Job
Answer with nothing but the number of lines that include the word "this".

[Source data]
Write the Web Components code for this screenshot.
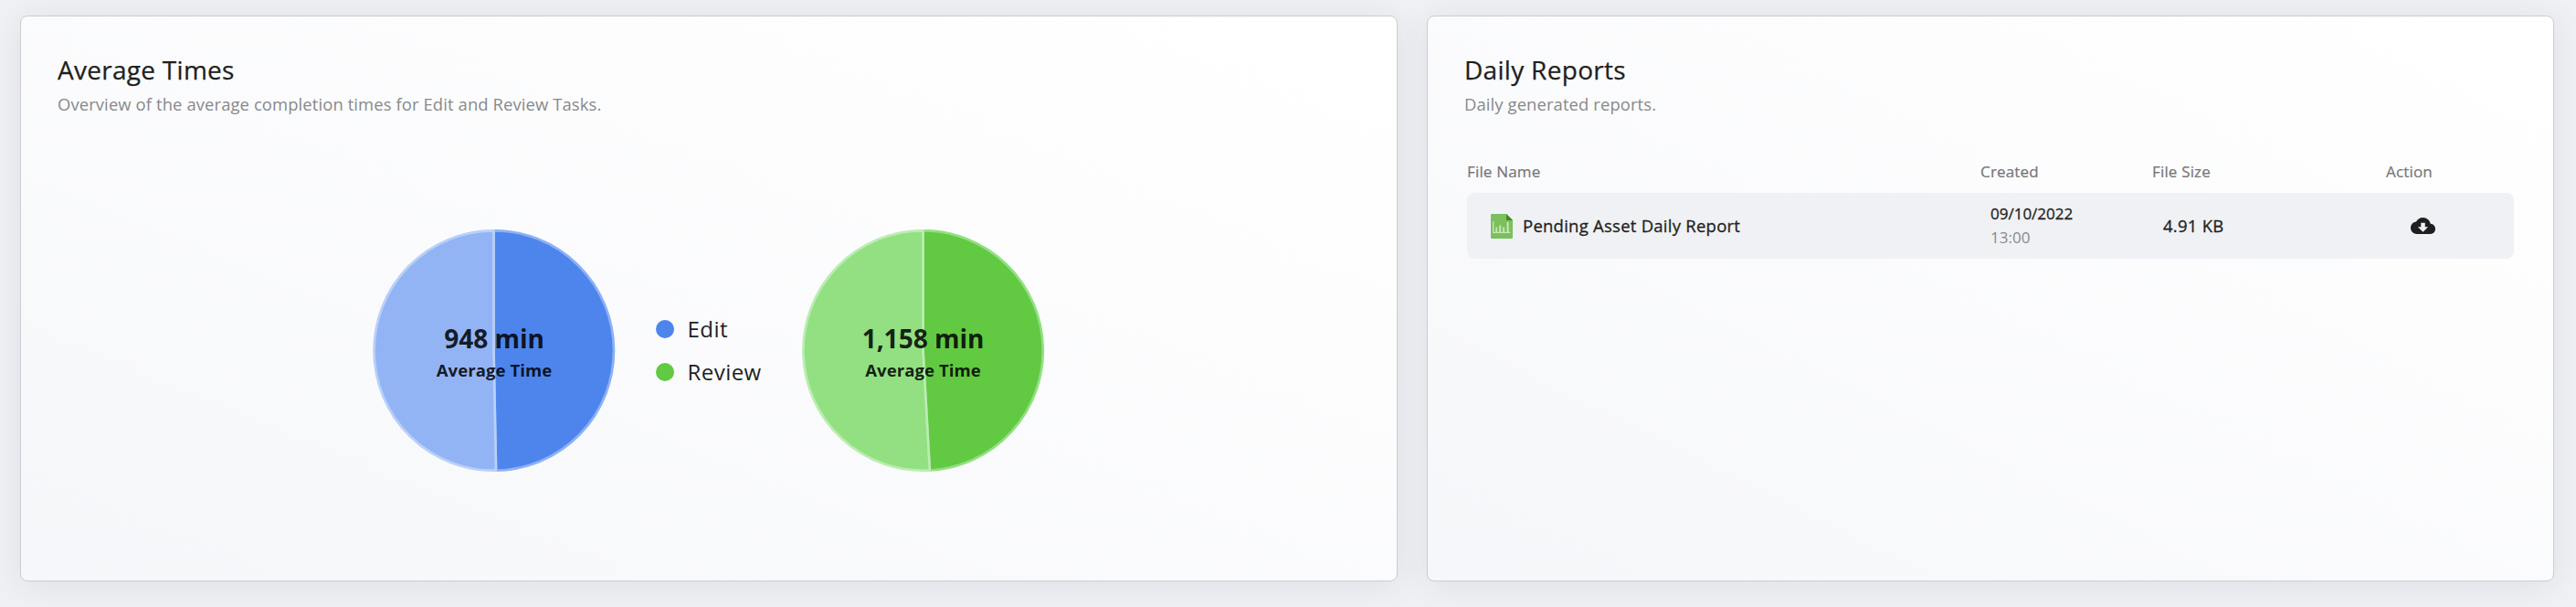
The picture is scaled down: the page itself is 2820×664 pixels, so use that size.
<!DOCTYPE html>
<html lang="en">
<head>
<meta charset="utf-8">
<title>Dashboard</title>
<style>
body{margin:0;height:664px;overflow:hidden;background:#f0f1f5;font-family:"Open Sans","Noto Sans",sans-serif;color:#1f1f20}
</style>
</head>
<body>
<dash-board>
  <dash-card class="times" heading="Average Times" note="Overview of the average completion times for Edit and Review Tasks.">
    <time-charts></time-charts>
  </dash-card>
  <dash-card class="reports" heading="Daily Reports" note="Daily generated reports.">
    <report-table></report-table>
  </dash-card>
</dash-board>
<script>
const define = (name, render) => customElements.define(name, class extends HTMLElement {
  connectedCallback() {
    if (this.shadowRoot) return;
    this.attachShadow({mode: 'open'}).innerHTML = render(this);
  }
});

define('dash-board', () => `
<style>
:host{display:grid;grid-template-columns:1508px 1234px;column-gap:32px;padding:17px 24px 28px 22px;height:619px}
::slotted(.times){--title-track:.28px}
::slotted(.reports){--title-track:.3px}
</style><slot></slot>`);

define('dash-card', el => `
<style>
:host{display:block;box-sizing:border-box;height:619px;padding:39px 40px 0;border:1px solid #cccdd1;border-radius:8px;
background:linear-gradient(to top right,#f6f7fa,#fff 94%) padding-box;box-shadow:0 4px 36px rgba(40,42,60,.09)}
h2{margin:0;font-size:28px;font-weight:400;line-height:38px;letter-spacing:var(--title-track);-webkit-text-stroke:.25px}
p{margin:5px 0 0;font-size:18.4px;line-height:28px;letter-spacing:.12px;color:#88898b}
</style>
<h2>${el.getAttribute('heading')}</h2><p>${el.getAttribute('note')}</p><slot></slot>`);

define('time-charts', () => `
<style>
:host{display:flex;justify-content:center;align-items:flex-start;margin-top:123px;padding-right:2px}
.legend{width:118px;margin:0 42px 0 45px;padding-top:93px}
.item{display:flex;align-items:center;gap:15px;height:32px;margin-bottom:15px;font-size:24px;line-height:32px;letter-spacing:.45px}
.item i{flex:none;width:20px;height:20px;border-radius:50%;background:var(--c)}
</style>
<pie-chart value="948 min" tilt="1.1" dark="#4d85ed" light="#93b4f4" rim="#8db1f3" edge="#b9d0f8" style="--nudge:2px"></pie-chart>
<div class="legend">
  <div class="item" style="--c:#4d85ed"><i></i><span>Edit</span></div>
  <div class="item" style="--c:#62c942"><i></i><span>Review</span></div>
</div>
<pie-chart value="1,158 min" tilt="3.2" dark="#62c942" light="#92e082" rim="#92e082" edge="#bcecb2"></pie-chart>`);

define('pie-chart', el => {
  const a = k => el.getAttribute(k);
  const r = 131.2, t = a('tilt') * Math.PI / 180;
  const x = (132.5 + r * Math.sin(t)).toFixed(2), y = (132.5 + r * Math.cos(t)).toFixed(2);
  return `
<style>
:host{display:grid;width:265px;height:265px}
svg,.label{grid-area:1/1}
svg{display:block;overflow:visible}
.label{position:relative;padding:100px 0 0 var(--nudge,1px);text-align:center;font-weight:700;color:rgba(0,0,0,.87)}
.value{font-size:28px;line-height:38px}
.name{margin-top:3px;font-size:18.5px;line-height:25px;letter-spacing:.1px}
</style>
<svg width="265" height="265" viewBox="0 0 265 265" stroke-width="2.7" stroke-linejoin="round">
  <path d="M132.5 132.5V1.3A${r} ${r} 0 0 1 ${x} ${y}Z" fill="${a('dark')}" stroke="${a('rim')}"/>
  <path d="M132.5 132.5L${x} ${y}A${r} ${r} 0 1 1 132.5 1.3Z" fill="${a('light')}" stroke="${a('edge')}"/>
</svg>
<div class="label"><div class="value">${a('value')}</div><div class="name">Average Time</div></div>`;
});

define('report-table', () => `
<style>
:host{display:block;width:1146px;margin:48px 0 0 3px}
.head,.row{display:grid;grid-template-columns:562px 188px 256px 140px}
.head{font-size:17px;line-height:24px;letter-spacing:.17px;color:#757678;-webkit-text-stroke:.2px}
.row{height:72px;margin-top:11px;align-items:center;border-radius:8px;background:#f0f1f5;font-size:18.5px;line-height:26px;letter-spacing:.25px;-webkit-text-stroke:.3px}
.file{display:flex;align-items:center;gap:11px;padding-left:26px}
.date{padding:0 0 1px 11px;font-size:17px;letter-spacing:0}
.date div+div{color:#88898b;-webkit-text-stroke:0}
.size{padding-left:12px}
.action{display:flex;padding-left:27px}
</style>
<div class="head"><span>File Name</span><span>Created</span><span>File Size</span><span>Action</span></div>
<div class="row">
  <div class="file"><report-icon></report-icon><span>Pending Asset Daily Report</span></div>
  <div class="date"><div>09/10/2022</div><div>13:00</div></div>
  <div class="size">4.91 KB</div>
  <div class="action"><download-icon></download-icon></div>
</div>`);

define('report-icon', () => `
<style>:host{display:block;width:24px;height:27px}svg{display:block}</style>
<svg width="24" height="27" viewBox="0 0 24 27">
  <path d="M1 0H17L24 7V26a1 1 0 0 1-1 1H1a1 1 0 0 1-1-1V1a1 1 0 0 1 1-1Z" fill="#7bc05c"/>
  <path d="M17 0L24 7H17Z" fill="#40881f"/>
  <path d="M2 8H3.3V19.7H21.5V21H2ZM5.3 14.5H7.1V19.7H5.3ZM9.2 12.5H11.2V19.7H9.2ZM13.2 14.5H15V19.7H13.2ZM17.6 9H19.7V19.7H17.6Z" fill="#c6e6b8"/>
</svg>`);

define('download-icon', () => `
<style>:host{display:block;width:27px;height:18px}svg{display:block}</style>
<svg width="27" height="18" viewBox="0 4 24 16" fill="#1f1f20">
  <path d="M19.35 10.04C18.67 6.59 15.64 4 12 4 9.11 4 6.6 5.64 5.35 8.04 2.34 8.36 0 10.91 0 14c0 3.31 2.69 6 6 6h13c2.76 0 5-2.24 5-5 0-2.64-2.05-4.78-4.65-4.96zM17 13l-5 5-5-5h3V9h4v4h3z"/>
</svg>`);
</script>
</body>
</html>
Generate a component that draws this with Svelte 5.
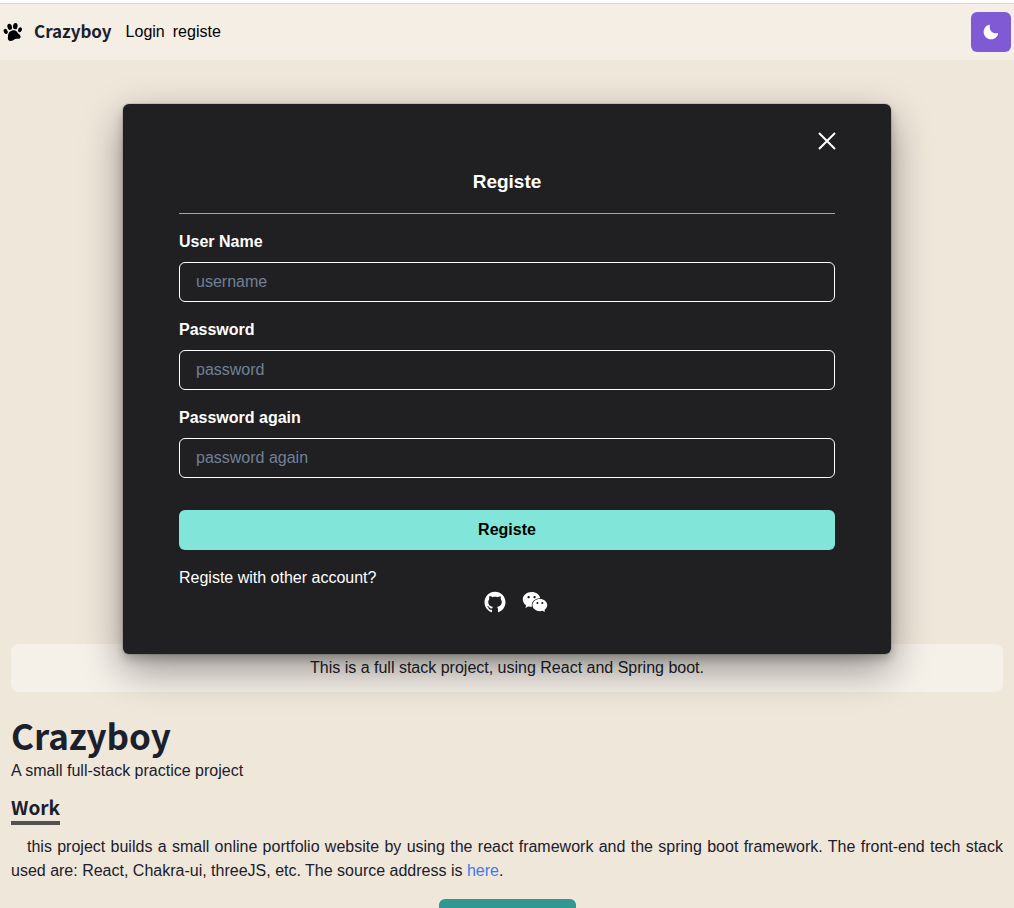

Output of the task
4